Maggie did not at first understand; for she was thinking of water. She began: “But the well on the mine is just the same as this one . . .” She stopped, and her face changed as the outrageous suspicion filled her. “But Alec,” she began, indignantly; and saw him turning away, shutting out her carping and doubt. “But Alec,” she insisted, furiously,
“surely you aren’t thinking of . . .”
“People have been divining for water for centuries,” he said simply, “so why not gold?” She saw that it was all quite clear to him, like a religious faith, and that nothing she could say would reach him at all. She remained silent; and it was at that moment the last shreds of her faith in him dissolved; and she was filled with the bitterness of a woman who has no life of her own outside husband and children, and must see everything that she could be destroyed. For herself she did not mind; it was Paul—he would have to pay for this lunacy. And she must accept that too; she had married Alec, and that was the end of it; for the thought of leaving him did not enter her mind: Maggie was too old-fashioned for divorce. There was nothing she could do; one could not argue with a possessed person, and Alec was possessed.
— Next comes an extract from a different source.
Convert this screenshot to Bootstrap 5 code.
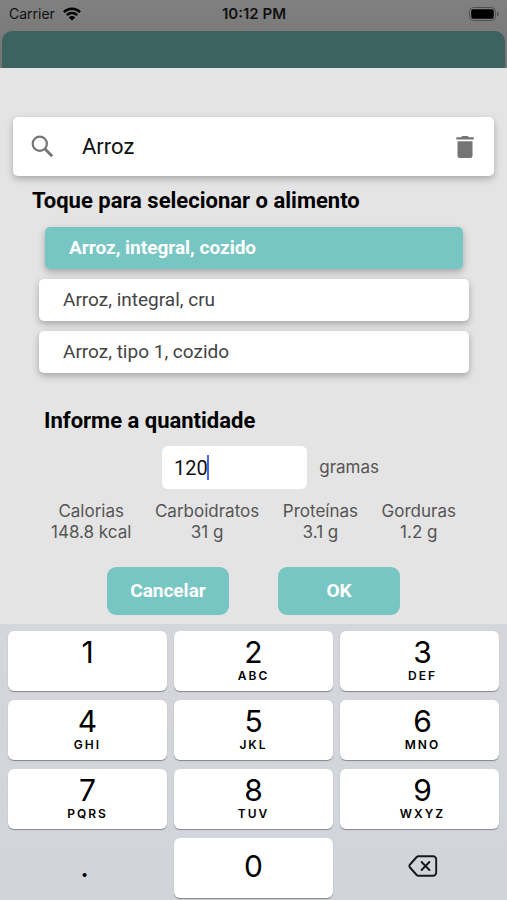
<!DOCTYPE html>
<html lang="pt-BR">
<head>
<meta charset="utf-8">
<meta name="viewport" content="width=device-width, initial-scale=1">
<title>Selecionar alimento</title>
<link rel="stylesheet" href="https://cdn.jsdelivr.net/npm/bootstrap@5.3.0/dist/css/bootstrap.min.css">
<style>
  body { font-family: Roboto, "Liberation Sans", sans-serif; background: #e4e4e4; color: #000; }
  .backdrop-area { background: linear-gradient(#808080, #747474); padding: 0 2px; }
  .status-row { height: 31px; padding: 0 6px 3px 7px; font-family: Inter, "Liberation Sans", sans-serif; font-size: 14px; line-height: 20px; color: #111; }
  .status-time { font-size: 15px; font-weight: 600; }
  .under-bar { height: 37px; background: #3d6361; border-radius: 10px 10px 0 0; }
  .sheet { padding-top: 49px; }
  .search-box { margin: 0 13px; height: 59px; padding: 0 17px; background: #fff; border-radius: 5px; box-shadow: 0 3px 7px rgba(0,0,0,.26); }
  .search-box input { margin-left: 28px; font-size: 22px; line-height: 30px; color: #111; }
  .bare-input { border: 0; padding: 0; background: transparent; outline: 0; min-width: 0; }
  .step-title { font-size: 22px; line-height: 28px; font-weight: 700; margin: 0; }
  .title-pick { padding: 11px 32px 0; }
  .title-amount { padding: 34px 44px 0; }
  .foods { padding: 12px 38px 0 39px; gap: 10px; }
  .food { border: 0; border-radius: 5px; background: #fff; color: #444; font-size: 19px; line-height: 27px; padding: 7px 24px 8px; text-align: left; box-shadow: 0 3px 7px rgba(0,0,0,.28); }
  .food.chosen { margin: 0 6px; background: #78c6c3; color: #fff; font-weight: 700; }
  .amount-row { padding: 11px 128px 0 162px; gap: 12px; color: #555; }
  .amount-field { flex: 1 1 0; height: 43px; padding: 0 12px; background: #fff; border-radius: 6px; }
  .amount-field input { width: 33px; font-size: 20px; color: #111; }
  .caret { width: 2px; height: 25px; background: #416be0; }
  .unit, .facts { font-family: Inter, "Liberation Sans", sans-serif; font-size: 17px; line-height: 21px; color: #555; }
  .facts { padding: 12px 51px 0; }
  .facts dt, .facts dd { font-weight: 400; margin: 0; }
  .actions { padding: 24px 107px 9px; gap: 49px; }
  .act { flex: 1 1 0; border: 0; border-radius: 9px; height: 48px; background: #78c6c3; color: #fff; font-size: 19px; line-height: 24px; font-weight: 700; }
  .keypad { display: grid; grid-template-columns: repeat(3, 1fr); gap: 9px 7px; padding: 7px 8px 8px; background: linear-gradient(#d5d6dc, #d1d5da); font-family: Inter, "Liberation Sans", sans-serif; }
  .pad-key { border: 0; height: 60px; border-radius: 6px; background: #fff; color: #000; box-shadow: 0 1px 1px #85868a; font-size: 30px; line-height: 30px; padding: 6px 0 0; }
  .pad-key small { font-size: 12px; line-height: 18px; font-weight: 600; letter-spacing: 2px; }
  .pad-key.single { padding: 0 0 4px; }
  .pad-key.flat { background: transparent; box-shadow: none; padding: 0 6px 4px 0; }
  .keypad .pad-key:nth-child(3n) { padding-left: 6px; padding-right: 0; }
</style>
<script src="https://cdn.jsdelivr.net/npm/bootstrap@5.3.0/dist/js/bootstrap.bundle.min.js"></script>
</head>
<body>
<header class="backdrop-area">
  <div class="status-row row g-0 align-items-center">
    <div class="col d-flex align-items-center gap-2">
      <span>Carrier</span>
      <svg width="18" height="14" viewBox="0 0 18 14" aria-hidden="true"><g fill="none" stroke="#000" stroke-width="2.4"><path d="M.9 5.1a11.6 11.6 0 0 1 16.2 0"/><path d="M3.8 8.2a7.4 7.4 0 0 1 10.4 0"/></g><path d="M9 13.6 5.8 10.4a4.6 4.6 0 0 1 6.4 0z"/></svg>
    </div>
    <div class="col-auto status-time">10:12 PM</div>
    <div class="col d-flex justify-content-end">
      <svg width="30" height="14" viewBox="0 0 30 14" aria-hidden="true"><rect x=".5" y=".5" width="26" height="13" rx="4" fill="none" stroke="#505050"/><rect x="2.2" y="2.2" width="22.6" height="9.6" rx="2"/><path d="M28 4.5c2.3 1.2 2.3 3.8 0 5z" fill="#505050"/></svg>
    </div>
  </div>
  <div class="under-bar"></div>
</header>
<main class="sheet">
  <div class="search-box d-flex align-items-center">
    <svg width="24" height="24" viewBox="0 0 24 24" aria-hidden="true"><g fill="none" stroke="#757575"><circle cx="9.8" cy="8.7" r="7.1" stroke-width="2.2"/><path d="M14.8 13.800l7.400 7.400" stroke-width="3"/></g></svg>
    <input class="bare-input flex-grow-1" type="text" value="Arroz" aria-label="Buscar alimento">
    <button class="btn p-0 border-0 d-flex" type="button" aria-label="Limpar busca">
      <svg width="24" height="24" viewBox="0 0 24 24" fill="#757575"><path d="M4.500 6.200h15v14.600a2.300 2.300 0 0 1-2.300 2.300H6.800a2.300 2.300 0 0 1-2.300-2.300zM3.300 2.200H8l1.300-1.300h5.400L16 2.200h4.700v2.400H3.300z"/></svg>
    </button>
  </div>
  <h2 class="step-title title-pick">Toque para selecionar o alimento</h2>
  <div class="foods d-flex flex-column">
    <button class="food chosen" type="button" aria-pressed="true">Arroz, integral, cozido</button>
    <button class="food" type="button">Arroz, integral, cru</button>
    <button class="food" type="button">Arroz, tipo 1, cozido</button>
  </div>
  <h2 class="step-title title-amount"><label for="amount">Informe a quantidade</label></h2>
  <div class="amount-row d-flex align-items-center">
    <div class="amount-field d-flex align-items-center">
      <input class="bare-input" id="amount" type="text" inputmode="decimal" value="120"><span class="caret"></span>
    </div>
    <span class="unit">gramas</span>
  </div>
  <dl class="facts d-flex justify-content-between text-center m-0">
    <div><dt>Calorias</dt><dd>148.8 kcal</dd></div>
    <div><dt>Carboidratos</dt><dd>31 g</dd></div>
    <div><dt>Proteínas</dt><dd>3.1 g</dd></div>
    <div><dt>Gorduras</dt><dd>1.2 g</dd></div>
  </dl>
  <div class="actions d-flex">
    <button class="act" type="button">Cancelar</button>
    <button class="act" type="button">OK</button>
  </div>
</main>
<div class="keypad">
  <button class="pad-key d-flex flex-column align-items-center" type="button">1</button>
  <button class="pad-key d-flex flex-column align-items-center" type="button">2<small>ABC</small></button>
  <button class="pad-key d-flex flex-column align-items-center" type="button">3<small>DEF</small></button>
  <button class="pad-key d-flex flex-column align-items-center" type="button">4<small>GHI</small></button>
  <button class="pad-key d-flex flex-column align-items-center" type="button">5<small>JKL</small></button>
  <button class="pad-key d-flex flex-column align-items-center" type="button">6<small>MNO</small></button>
  <button class="pad-key d-flex flex-column align-items-center" type="button">7<small>PQRS</small></button>
  <button class="pad-key d-flex flex-column align-items-center" type="button">8<small>TUV</small></button>
  <button class="pad-key d-flex flex-column align-items-center" type="button">9<small>WXYZ</small></button>
  <button class="pad-key flat" type="button">.</button>
  <button class="pad-key single" type="button">0</button>
  <button class="pad-key flat d-flex align-items-center justify-content-center" type="button" aria-label="Apagar">
    <svg width="30" height="22" viewBox="0 0 30 22" fill="none" stroke="#15181c" stroke-width="1.9" stroke-linecap="round" stroke-linejoin="round"><path d="M10.6 1.2H25a3.2 3.2 0 0 1 3.2 3.2v13.2a3.2 3.2 0 0 1-3.2 3.2H10.6a2.6 2.6 0 0 1-1.9-.8L2 12.5a2.1 2.1 0 0 1 0-3L8.700 2a2.600 2.600 0 0 1 1.900-.8z"/><path d="M13.600 7l7.800 8M21.400 7l-7.800 8"/></svg>
  </button>
</div>
</body>
</html>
And in this acceptance, which was like a slow shrug of the shoulders, was something deeper, as if she felt that the visionary moon-chasing quality in Alec—even though it was ridiculous—was something necessary, and that there must always be a moment when the practical-minded must pay tribute to it. From that day, Alec found Maggie willing to listen, though ironically; she might even enquire spontaneously after his “experiments.” Well, why not? she would catch herself thinking; perhaps he may discover something new after all. Then she pulled herself up, rather angrily; she was becoming infected by the lunacy. In her mind she was lowering the standards she had for Paul.